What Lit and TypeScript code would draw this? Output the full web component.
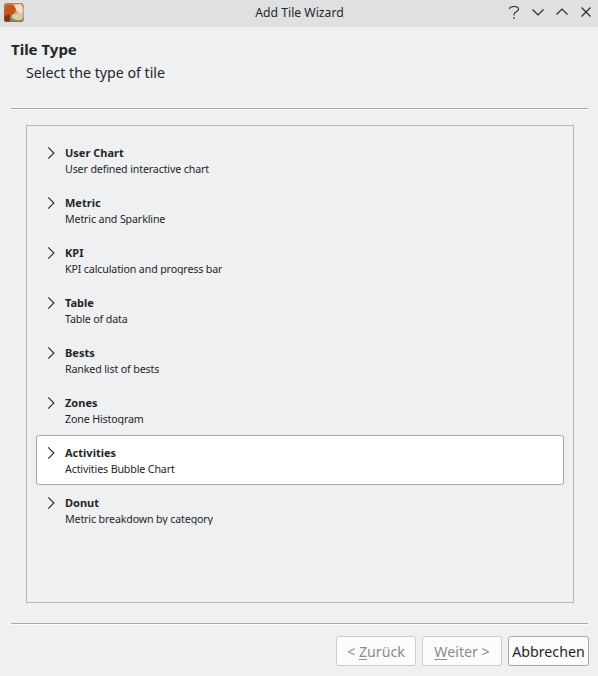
import { LitElement, html, css, svg } from "lit";
import { customElement } from "lit/decorators.js";
import { classMap } from "lit/directives/class-map.js";

interface TileType {
  name: string;
  description: string;
  active?: boolean;
}

const TILE_TYPES: TileType[] = [
  { name: "User Chart", description: "User defined interactive chart" },
  { name: "Metric", description: "Metric and Sparkline" },
  { name: "KPI", description: "KPI calculation and progress bar" },
  { name: "Table", description: "Table of data" },
  { name: "Bests", description: "Ranked list of bests" },
  { name: "Zones", description: "Zone Histogram" },
  { name: "Activities", description: "Activities Bubble Chart", active: true },
  { name: "Donut", description: "Metric breakdown by category" },
];

const WINDOW_CONTROLS = [
  svg`<path d="M4.500 6C4.500 4.300 6 3.500 9 3.500s4.500 1 4.500 2.700C13.500 9 9 8.500 9 11.500v1"/><path d="M8.300 15h1.400" stroke-width="1.400"/>`,
  svg`<path d="M3.500 6.500L9 12l5.500-5.500"/>`,
  svg`<path d="M3.500 11.500L9 6l5.500 5.500"/>`,
  svg`<path d="M4.500 4.500l9 9M13.500 4.500l-9 9"/>`,
];

@customElement("app-root")
export class AppRoot extends LitElement {
  static styles = css`
    :host {
      display: flex;
      flex-direction: column;
      box-sizing: border-box;
      width: 598px;
      height: 676px;
      background: #eff0f1;
      color: #232629;
      font-family: "Noto Sans", sans-serif;
      overflow: hidden;
    }
    .titlebar {
      display: grid;
      grid-template-columns: 1fr auto 1fr;
      align-items: center;
      height: 27px;
      flex: none;
      background: #dee0e2;
      font-size: 12.2px;
      line-height: 18px;
    }
    .title { padding: 0 0 2px 1px; }
    .logo { display: block; width: 20px; height: 20px; margin: 0 0 3px 4px; }
    .controls { display: flex; justify-content: flex-end; gap: 6px; padding: 0 3px 3px 0; }
    .controls svg { width: 18px; height: 18px; }
    .controls svg, .arrow {
      display: block;
      fill: none;
      stroke: #232629;
      stroke-width: 1.1;
    }
    .header { flex: none; height: 81px; padding: 12px 11px 0; box-sizing: border-box; }
    .heading { margin: 0; font-size: 15px; line-height: 21px; font-weight: 700; }
    .subheading { margin: 2px 0 0 15px; font-size: 14.2px; line-height: 21px; }
    .rule { flex: none; height: 1px; margin: 0 10px 0 11px; background: #a6a8ab; border-bottom: 1px solid #fff; }
    .list {
      flex: none;
      box-sizing: border-box;
      width: 548px;
      height: 478px;
      margin: 15px 0 20px 26px;
      padding: 9px;
      border: 1px solid #b4b6b9;
    }
    .tile {
      display: flex;
      box-sizing: border-box;
      height: 50px;
      padding: 9px 9px 0;
      border: 1px solid transparent;
      border-radius: 3px;
    }
    .active { background: #fff; border-color: #a6a8ab; }
    .arrow { width: 10px; height: 16px; margin-right: 9px; flex: none; }
    .name { font-size: 11px; line-height: 16px; font-weight: 700; }
    /* The label box is shorter than its line, so descenders are cut at the bottom. */
    .description { font-size: 10.67px; letter-spacing: -0.14px; line-height: 17px; height: 14px; overflow: hidden; }
    .buttons { display: flex; justify-content: flex-end; gap: 6px; padding: 11px 9px 0 0; }
    button {
      box-sizing: border-box;
      width: 80px;
      height: 30px;
      padding: 2px 0 0;
      border: 1px solid #a6a8ab;
      border-radius: 3px;
      background: #fcfcfc;
      color: #232629;
      font: 14.2px/26px "Noto Sans", sans-serif;
      white-space: nowrap;
    }
    button:disabled { border-color: #cacccf; color: #898b8d; }
    .cancel { width: 81px; }
    .mnemonic { text-decoration: underline; text-underline-offset: 2px; text-decoration-thickness: 1px; text-decoration-skip-ink: none; }
  `;

  render() {
    return html`
      <header class="titlebar">
        <svg class="logo" viewBox="0 0 20 20">
          <defs>
            <clipPath id="frame"><rect y="1" width="19.500" height="19" rx="3" /></clipPath>
            <linearGradient id="sky" x2="0" y2="1">
              <stop stop-color="#c98a60" /><stop offset="1" stop-color="#7a4128" />
            </linearGradient>
          </defs>
          <g clip-path="url(#frame)">
            <rect width="20" height="20" fill="url(#sky)" />
            <path d="M9 0h11v13H9z" fill="#e2a475" />
            <path d="M11 3l5-1 4 5v5l-5-1-4-4z" fill="#f3dcc0" />
            <path d="M2 4l3-1 4 0 3 4-1 4-3 2-2 3-5 0z" fill="#c4551c" />
            <path d="M0 15l5-3 3 9H0z" fill="#7e3519" />
            <path d="M6 15h14v6H6z" fill="#8f8558" />
            <path d="M7 14q3-3 5-2 6-2 8 0v4q-3 3-7 2-4 0-6-4z" fill="#d6cfa4" />
          </g>
          <rect x=".5" y="1.500" width="18.500" height="18" rx="2.500" fill="none" stroke="#8b6a58" stroke-opacity=".5" />
        </svg>
        <span class="title">Add Tile Wizard</span>
        <div class="controls">
          ${WINDOW_CONTROLS.map((icon) => html`<svg viewBox="0 0 18 18">${icon}</svg>`)}
        </div>
      </header>
      <section class="header">
        <h1 class="heading">Tile Type</h1>
        <p class="subheading">Select the type of tile</p>
      </section>
      <div class="rule"></div>
      <main class="list">
        ${TILE_TYPES.map(
          (tile) => html`
            <div class=${classMap({ tile: true, active: !!tile.active })}>
              <svg class="arrow" viewBox="0 0 10 16"><path d="M2.200 2.300L7.900 8l-5.700 5.700" /></svg>
              <div>
                <div class="name">${tile.name}</div>
                <div class="description">${tile.description}</div>
              </div>
            </div>
          `,
        )}
      </main>
      <div class="rule"></div>
      <footer class="buttons">
        <button disabled>&lt; <span class="mnemonic">Z</span>urück</button>
        <button disabled><span class="mnemonic">W</span>eiter &gt;</button>
        <button class="cancel">Abbrechen</button>
      </footer>
    `;
  }
}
****************************************
The request: Using the data above, print every line exactly, omitting pictures.

Solved problem:
What Lit and TypeScript code would draw this? Output the full web component.
import { LitElement, html, css, svg } from "lit";
import { customElement } from "lit/decorators.js";
import { classMap } from "lit/directives/class-map.js";

interface TileType {
  name: string;
  description: string;
  active?: boolean;
}

const TILE_TYPES: TileType[] = [
  { name: "User Chart", description: "User defined interactive chart" },
  { name: "Metric", description: "Metric and Sparkline" },
  { name: "KPI", description: "KPI calculation and progress bar" },
  { name: "Table", description: "Table of data" },
  { name: "Bests", description: "Ranked list of bests" },
  { name: "Zones", description: "Zone Histogram" },
  { name: "Activities", description: "Activities Bubble Chart", active: true },
  { name: "Donut", description: "Metric breakdown by category" },
];

const WINDOW_CONTROLS = [
  svg`<path d="M4.500 6C4.500 4.300 6 3.500 9 3.500s4.500 1 4.500 2.700C13.500 9 9 8.500 9 11.500v1"/><path d="M8.300 15h1.400" stroke-width="1.400"/>`,
  svg`<path d="M3.500 6.500L9 12l5.500-5.500"/>`,
  svg`<path d="M3.500 11.500L9 6l5.500 5.500"/>`,
  svg`<path d="M4.500 4.500l9 9M13.500 4.500l-9 9"/>`,
];

@customElement("app-root")
export class AppRoot extends LitElement {
  static styles = css`
    :host {
      display: flex;
      flex-direction: column;
      box-sizing: border-box;
      width: 598px;
      height: 676px;
      background: #eff0f1;
      color: #232629;
      font-family: "Noto Sans", sans-serif;
      overflow: hidden;
    }
    .titlebar {
      display: grid;
      grid-template-columns: 1fr auto 1fr;
      align-items: center;
      height: 27px;
      flex: none;
      background: #dee0e2;
      font-size: 12.2px;
      line-height: 18px;
    }
    .title { padding: 0 0 2px 1px; }
    .logo { display: block; width: 20px; height: 20px; margin: 0 0 3px 4px; }
    .controls { display: flex; justify-content: flex-end; gap: 6px; padding: 0 3px 3px 0; }
    .controls svg { width: 18px; height: 18px; }
    .controls svg, .arrow {
      display: block;
      fill: none;
      stroke: #232629;
      stroke-width: 1.1;
    }
    .header { flex: none; height: 81px; padding: 12px 11px 0; box-sizing: border-box; }
    .heading { margin: 0; font-size: 15px; line-height: 21px; font-weight: 700; }
    .subheading { margin: 2px 0 0 15px; font-size: 14.2px; line-height: 21px; }
    .rule { flex: none; height: 1px; margin: 0 10px 0 11px; background: #a6a8ab; border-bottom: 1px solid #fff; }
    .list {
      flex: none;
      box-sizing: border-box;
      width: 548px;
      height: 478px;
      margin: 15px 0 20px 26px;
      padding: 9px;
      border: 1px solid #b4b6b9;
    }
    .tile {
      display: flex;
      box-sizing: border-box;
      height: 50px;
      padding: 9px 9px 0;
      border: 1px solid transparent;
      border-radius: 3px;
    }
    .active { background: #fff; border-color: #a6a8ab; }
    .arrow { width: 10px; height: 16px; margin-right: 9px; flex: none; }
    .name { font-size: 11px; line-height: 16px; font-weight: 700; }
    /* The label box is shorter than its line, so descenders are cut at the bottom. */
    .description { font-size: 10.67px; letter-spacing: -0.14px; line-height: 17px; height: 14px; overflow: hidden; }
    .buttons { display: flex; justify-content: flex-end; gap: 6px; padding: 11px 9px 0 0; }
    button {
      box-sizing: border-box;
      width: 80px;
      height: 30px;
      padding: 2px 0 0;
      border: 1px solid #a6a8ab;
      border-radius: 3px;
      background: #fcfcfc;
      color: #232629;
      font: 14.2px/26px "Noto Sans", sans-serif;
      white-space: nowrap;
    }
    button:disabled { border-color: #cacccf; color: #898b8d; }
    .cancel { width: 81px; }
    .mnemonic { text-decoration: underline; text-underline-offset: 2px; text-decoration-thickness: 1px; text-decoration-skip-ink: none; }
  `;

  render() {
    return html`
      <header class="titlebar">
        <svg class="logo" viewBox="0 0 20 20">
          <defs>
            <clipPath id="frame"><rect y="1" width="19.500" height="19" rx="3" /></clipPath>
            <linearGradient id="sky" x2="0" y2="1">
              <stop stop-color="#c98a60" /><stop offset="1" stop-color="#7a4128" />
            </linearGradient>
          </defs>
          <g clip-path="url(#frame)">
            <rect width="20" height="20" fill="url(#sky)" />
            <path d="M9 0h11v13H9z" fill="#e2a475" />
            <path d="M11 3l5-1 4 5v5l-5-1-4-4z" fill="#f3dcc0" />
            <path d="M2 4l3-1 4 0 3 4-1 4-3 2-2 3-5 0z" fill="#c4551c" />
            <path d="M0 15l5-3 3 9H0z" fill="#7e3519" />
            <path d="M6 15h14v6H6z" fill="#8f8558" />
            <path d="M7 14q3-3 5-2 6-2 8 0v4q-3 3-7 2-4 0-6-4z" fill="#d6cfa4" />
          </g>
          <rect x=".5" y="1.500" width="18.500" height="18" rx="2.500" fill="none" stroke="#8b6a58" stroke-opacity=".5" />
        </svg>
        <span class="title">Add Tile Wizard</span>
        <div class="controls">
          ${WINDOW_CONTROLS.map((icon) => html`<svg viewBox="0 0 18 18">${icon}</svg>`)}
        </div>
      </header>
      <section class="header">
        <h1 class="heading">Tile Type</h1>
        <p class="subheading">Select the type of tile</p>
      </section>
      <div class="rule"></div>
      <main class="list">
        ${TILE_TYPES.map(
          (tile) => html`
            <div class=${classMap({ tile: true, active: !!tile.active })}>
              <svg class="arrow" viewBox="0 0 10 16"><path d="M2.200 2.300L7.900 8l-5.700 5.700" /></svg>
              <div>
                <div class="name">${tile.name}</div>
                <div class="description">${tile.description}</div>
              </div>
            </div>
          `,
        )}
      </main>
      <div class="rule"></div>
      <footer class="buttons">
        <button disabled>&lt; <span class="mnemonic">Z</span>urück</button>
        <button disabled><span class="mnemonic">W</span>eiter &gt;</button>
        <button class="cancel">Abbrechen</button>
      </footer>
    `;
  }
}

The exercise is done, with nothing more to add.